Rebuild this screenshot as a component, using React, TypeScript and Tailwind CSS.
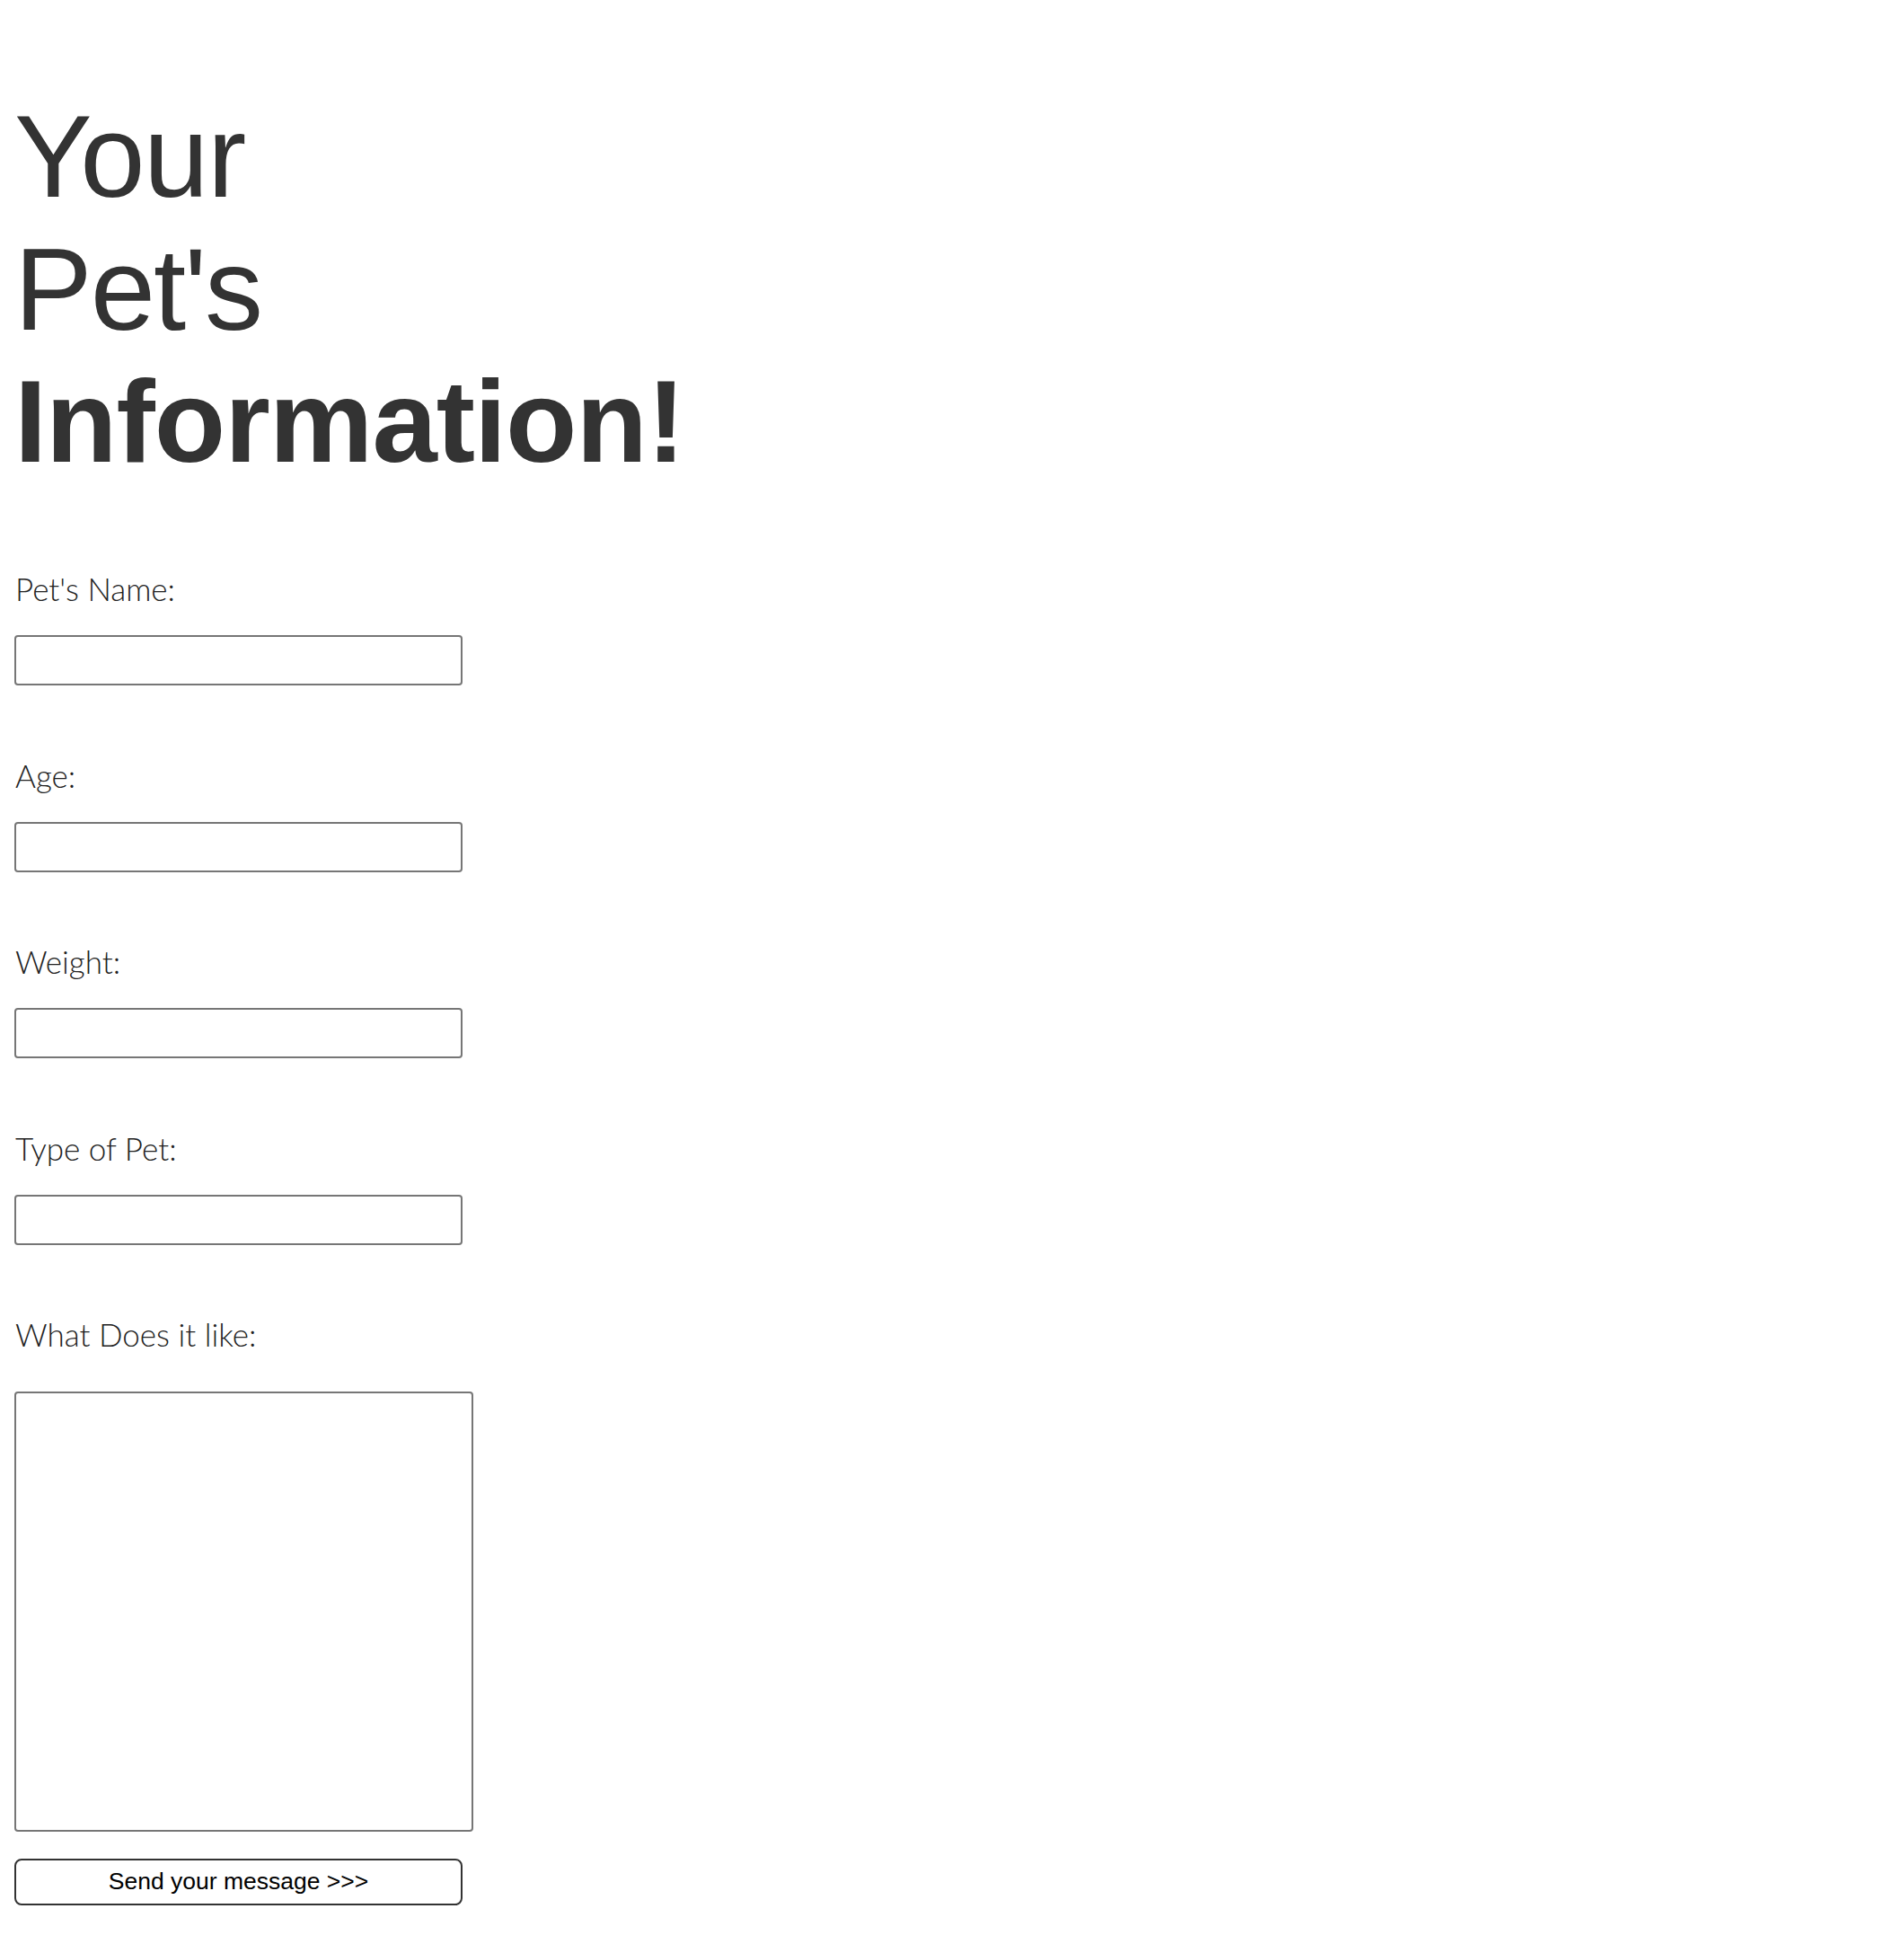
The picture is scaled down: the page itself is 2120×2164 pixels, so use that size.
import React from 'react';

const fields = ["Pet's Name:", 'Age:', 'Weight:', 'Type of Pet:'];

const App = () => {
  return (
    <div className="min-h-screen bg-white pl-4 pt-[101px] pb-10">
      <h1 className="font-['Liberation_Sans',Arial,sans-serif] text-[130px] leading-[147.5px] text-[#333333]">
        <span className="block font-normal tracking-[-1.5px]">Your</span>
        <span className="block font-normal tracking-[-2px]">Pet's</span>
        <span className="block font-bold tracking-[-1px]">Information!</span>
      </h1>

      <form className="mt-[91.5px] font-['Lato',sans-serif] text-[#222222]">
        {fields.map((label) => (
          <div key={label} className="mb-[79.5px]">
            <label className="block h-10 pl-[1px] text-[35px] font-light leading-10">{label}</label>
            <input
              type="text"
              className="mt-[32px] block h-[56px] w-[499px] rounded-[4px] border-2 border-[#767676] bg-white"
            />
          </div>
        ))}

        <div>
          <label className="block h-10 pl-[1px] text-[35px] font-light leading-10">What Does it like:</label>
          <textarea className="mt-[44px] block h-[490px] w-[511px] resize-none rounded-[4px] border-2 border-[#767676] bg-white" />
        </div>

        <button
          type="button"
          className="mt-[30px] block h-[52px] w-[499px] rounded-[8px] border-2 border-[#333333] bg-white font-['Liberation_Sans',Arial,sans-serif] text-[26.5px] text-black"
        >
          Send your message &gt;&gt;&gt;
        </button>
      </form>
    </div>
  );
};

export default App;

===============

Repeat all the data as it stands, dropping any images it holds.

Rebuild this screenshot as a component, using React, TypeScript and Tailwind CSS.
The picture is scaled down: the page itself is 2120×2164 pixels, so use that size.
import React from 'react';

const fields = ["Pet's Name:", 'Age:', 'Weight:', 'Type of Pet:'];

const App = () => {
  return (
    <div className="min-h-screen bg-white pl-4 pt-[101px] pb-10">
      <h1 className="font-['Liberation_Sans',Arial,sans-serif] text-[130px] leading-[147.5px] text-[#333333]">
        <span className="block font-normal tracking-[-1.5px]">Your</span>
        <span className="block font-normal tracking-[-2px]">Pet's</span>
        <span className="block font-bold tracking-[-1px]">Information!</span>
      </h1>

      <form className="mt-[91.5px] font-['Lato',sans-serif] text-[#222222]">
        {fields.map((label) => (
          <div key={label} className="mb-[79.5px]">
            <label className="block h-10 pl-[1px] text-[35px] font-light leading-10">{label}</label>
            <input
              type="text"
              className="mt-[32px] block h-[56px] w-[499px] rounded-[4px] border-2 border-[#767676] bg-white"
            />
          </div>
        ))}

        <div>
          <label className="block h-10 pl-[1px] text-[35px] font-light leading-10">What Does it like:</label>
          <textarea className="mt-[44px] block h-[490px] w-[511px] resize-none rounded-[4px] border-2 border-[#767676] bg-white" />
        </div>

        <button
          type="button"
          className="mt-[30px] block h-[52px] w-[499px] rounded-[8px] border-2 border-[#333333] bg-white font-['Liberation_Sans',Arial,sans-serif] text-[26.5px] text-black"
        >
          Send your message &gt;&gt;&gt;
        </button>
      </form>
    </div>
  );
};

export default App;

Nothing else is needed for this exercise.